The present invention relates to the field of oil and gas subsurface earth formation evaluation techniques and more particularly, to methods and systems for determining reservoir properties of subterranean formations using fracture-injection/falloff test methods.
Oil and gas hydrocarbons may occupy pore spaces in subterranean formations such as, for example, in sandstone earth formations. The pore spaces are often interconnected and have a certain permeability, which is a measure of the ability of the rock to transmit fluid flow. Evaluating the reservoir properties of a subterranean formation is desirable to determine whether a stimulation treatment is warranted and/or what type of stimulation treatment is warranted. For example, estimating the transmissibility of a layer or multiple layers in a subterranean formation can provide valuable information as to whether a subterranean layer or layers are desirable candidates for a fracturing treatment. Additionally, it may be desirable to establish a baseline of reservoir properties of the subterranean formation to which comparisons may be later made. In this way, later measurements during the life of the wellbore of reservoir properties such as transmissibility or stimulation effectiveness may be compared to initial baseline measurements.
Choosing a good candidate for stimulation may result in success, while choosing a poor candidate may result in economic failure. To select the best candidate for stimulation or restimulation, there are many parameters to be considered. Some important parameters for hydraulic fracturing include formation permeability, in-situ stress distribution, reservoir fluid viscosity, skin factor, transmissibility, and reservoir pressure.
Many conventional methods exist to evaluate reservoir properties of a subterranean formation, but as will be shown, these conventional methods have a variety of shortcomings, including a lack of desired accuracy and/or an inefficiency of the method resulting in methods that may be too time consuming.
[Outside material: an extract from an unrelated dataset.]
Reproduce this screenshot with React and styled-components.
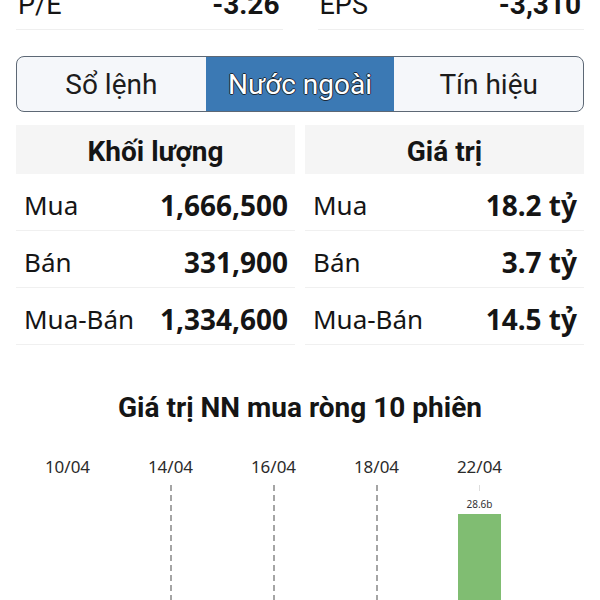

Conventional pressure-transient testing, which includes drawdown, buildup, or injection/falloff tests, are common methods of evaluating reservoir properties prior to a stimulation treatment. However, the methods require long test times for accuracy. For example, reservoir properties interpreted from a conventional pressure buildup test typically require a lengthy drawdown period followed by a buildup period of a equal or longer duration with the total test time for a single layer extending for several days. Additionally, a conventional pressure-transient test in a low-permeability formation may require a small fracture or breakdown treatment prior to the test to insure good communication between the wellbore and formation. Consequently, in a wellbore containing multiple productive layers, weeks to months of isolated-layer testing can be required to evaluate all layers. For many wells, especially for wells with low permeability formations, the potential return does not justify this type of investment.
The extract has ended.